The Berkeley research team took away a mixed picture on the effects of class-size reduction. They found teachers and parents appreciated the improved classroom atmosphere brought about by fewer children, but these gains were made at the cost of losing qualified teachers in poorer school districts and across-the-board sacrificing of science and computer facilities, libraries and other critical resources.

"We heard all kinds of anecdotes of recruiting new teachers from all walks of life, including many uncredentialed teachers," said Arquimides Caldera, another member of the research team. "We found there is something to be said for experience and for having a teaching credential. Otherwise we're basically replacing good teaching with small class size."

Most troubling, the students found poorer school districts often were raided for experienced teachers.

"Part of what happened," said Edwards, "is class-size reduction opened up opportunities for teachers in tougher areas to move to schools serving higher income students. We ended up with all these unfilled teaching positions in our most challenged schools."

In Oakland, the students found, 14 percent of all teachers hold only "emergency credentials," which means they do not hold a standard state teaching credential and would not be allowed to teach except for the teacher shortage, as compared to only six percent in Fremont and San Ramon Valley.

The three schools studied most intensively represent a socio-economic cross section of California's school-age population, with Alamo at the upper end, Brookvale in the middle and Lockwood tailing in student economic status. For instance, many Lockwood children live in two public housing projects near the school, and more than 80 percent are eligible for free-lunch programs.

Besides having trouble retaining and recruiting teachers, "Lockwood has major facilities problems," said Thi Le-Nguyen, who taught at Lockwood before enrolling in graduate school at UC Berkeley. "It's a challenging environment to teach in.
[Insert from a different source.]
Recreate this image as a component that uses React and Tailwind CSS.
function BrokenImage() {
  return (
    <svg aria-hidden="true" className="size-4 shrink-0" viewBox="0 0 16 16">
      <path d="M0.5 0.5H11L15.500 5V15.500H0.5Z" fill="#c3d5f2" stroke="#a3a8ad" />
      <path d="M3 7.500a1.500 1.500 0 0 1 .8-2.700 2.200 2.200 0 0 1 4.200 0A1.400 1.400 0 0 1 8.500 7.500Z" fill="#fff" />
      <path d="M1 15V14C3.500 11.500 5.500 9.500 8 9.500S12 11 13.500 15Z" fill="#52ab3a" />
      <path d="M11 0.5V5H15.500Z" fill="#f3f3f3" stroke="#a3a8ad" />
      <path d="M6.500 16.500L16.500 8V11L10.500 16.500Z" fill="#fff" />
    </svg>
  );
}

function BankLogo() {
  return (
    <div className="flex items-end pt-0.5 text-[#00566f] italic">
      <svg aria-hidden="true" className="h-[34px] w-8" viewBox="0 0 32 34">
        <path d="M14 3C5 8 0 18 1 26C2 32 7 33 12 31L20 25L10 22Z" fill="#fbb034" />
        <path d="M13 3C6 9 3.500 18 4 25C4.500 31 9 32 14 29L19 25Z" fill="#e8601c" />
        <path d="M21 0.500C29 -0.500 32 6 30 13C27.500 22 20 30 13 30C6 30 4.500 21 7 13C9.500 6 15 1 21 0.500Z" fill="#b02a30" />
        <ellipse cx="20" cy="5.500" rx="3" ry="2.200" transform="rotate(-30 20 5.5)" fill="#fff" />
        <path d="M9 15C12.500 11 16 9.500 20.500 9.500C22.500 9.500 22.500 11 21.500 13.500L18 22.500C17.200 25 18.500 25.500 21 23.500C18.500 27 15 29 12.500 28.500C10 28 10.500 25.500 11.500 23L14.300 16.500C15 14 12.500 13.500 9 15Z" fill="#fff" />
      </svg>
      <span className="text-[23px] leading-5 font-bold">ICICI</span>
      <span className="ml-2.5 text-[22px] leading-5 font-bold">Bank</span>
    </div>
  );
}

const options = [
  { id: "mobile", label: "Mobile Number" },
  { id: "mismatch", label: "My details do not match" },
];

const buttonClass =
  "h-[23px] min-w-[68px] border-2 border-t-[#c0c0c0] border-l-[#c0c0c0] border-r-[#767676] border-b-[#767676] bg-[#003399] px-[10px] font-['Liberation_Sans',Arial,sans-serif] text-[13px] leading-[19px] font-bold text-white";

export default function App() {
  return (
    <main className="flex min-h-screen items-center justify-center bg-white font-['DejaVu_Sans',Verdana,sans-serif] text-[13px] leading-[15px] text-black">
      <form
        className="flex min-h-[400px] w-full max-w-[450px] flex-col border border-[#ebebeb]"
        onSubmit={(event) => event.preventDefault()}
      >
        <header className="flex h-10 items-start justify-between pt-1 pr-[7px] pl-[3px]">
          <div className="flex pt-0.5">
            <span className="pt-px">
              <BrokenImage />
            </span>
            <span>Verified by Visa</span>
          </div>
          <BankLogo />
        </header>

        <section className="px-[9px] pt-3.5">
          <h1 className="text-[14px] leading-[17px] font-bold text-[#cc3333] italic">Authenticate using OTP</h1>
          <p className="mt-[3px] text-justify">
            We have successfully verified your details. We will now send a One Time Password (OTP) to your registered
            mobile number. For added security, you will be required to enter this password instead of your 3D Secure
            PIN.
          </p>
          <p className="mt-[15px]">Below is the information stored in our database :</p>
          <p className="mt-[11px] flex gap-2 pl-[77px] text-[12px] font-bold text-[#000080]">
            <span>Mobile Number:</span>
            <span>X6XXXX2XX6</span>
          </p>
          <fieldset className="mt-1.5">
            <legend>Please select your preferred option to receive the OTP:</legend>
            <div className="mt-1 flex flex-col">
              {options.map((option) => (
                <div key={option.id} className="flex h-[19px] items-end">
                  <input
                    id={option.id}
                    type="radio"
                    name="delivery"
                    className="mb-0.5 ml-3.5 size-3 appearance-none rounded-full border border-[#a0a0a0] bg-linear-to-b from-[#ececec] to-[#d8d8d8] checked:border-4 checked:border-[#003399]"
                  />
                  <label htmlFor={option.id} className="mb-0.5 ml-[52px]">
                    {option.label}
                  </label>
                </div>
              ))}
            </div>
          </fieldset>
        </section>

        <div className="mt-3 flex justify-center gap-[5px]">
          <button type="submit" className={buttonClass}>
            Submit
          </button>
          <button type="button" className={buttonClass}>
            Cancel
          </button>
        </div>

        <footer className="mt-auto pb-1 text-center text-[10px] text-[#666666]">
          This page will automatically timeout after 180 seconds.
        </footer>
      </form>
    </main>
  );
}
There are many bilingual kids, and there's lots of crime and violence in the community. Last year I had broken windows and there was no heat in my room."

At Lockwood, scheduled renovation and the demands of class size reduction caused the sacrifice of a library, which was converted to a classroom, and brought numerous portables to the site. Now, Le-Nguyen says, 900 children not only find books harder to come by, but must play sports and take recess breaks on a much smaller lot, crowded with a dozen portable classrooms.

"Here's a program that is supposed to be doing things like improving reading scores, yet it leads to shutting down school libraries," said Cheryl Waldrip, another member of the team. "Libraries are necessary to develop life-long reading habits in children."

Even well-off schools failed to dodge the facilities bullet, the UC Berkeley group found.

"Alamo has no gangs or graffiti, no students in free-lunch programs, and it's very easy for them to recruit credentialed teachers," said Edwards. "But they had a science room, a computer room and a library, and all these have been converted into classrooms. Science is now a cart of test tubes that moves from room to room."

Solving the facilities problem statewide would cost more than $3 billion, said Edwards, and it isn't likely to happen anytime soon.

"Schools had to decide if a 20-to-1 student-teacher ratio was more important than a science lab or a library, and we think for most schools those libraries and labs aren't coming back," said Caldera. "Our major prediction is that, for all this money spent, if you're really looking for an improvement in education measured by test scores, you aren't going to see it."

According to the students, most education research shows academic achievement is not significantly affected until class size falls to fewer than 15 students, or well below the California target of 20 students per teacher.

"Maybe the biggest finding of the student work was that the weight of the evidence in the research literature tells you not to adopt this policy if what you really care about is improving academic achievement," said Professor Bardach.

However, "all around we saw support for class-size reduction - teachers were happy, principals were happy, parents were happy," said Rachel Aberbach, also on the graduate student team. "But we

found the quality of teaching was going down, and we think this tradeoff may not be worth it. There may be increasing happiness in teachers, but we don't think there will be an increase in test scores."

The five students eagerly await the next round of statewide elementary school test scores to be released in June.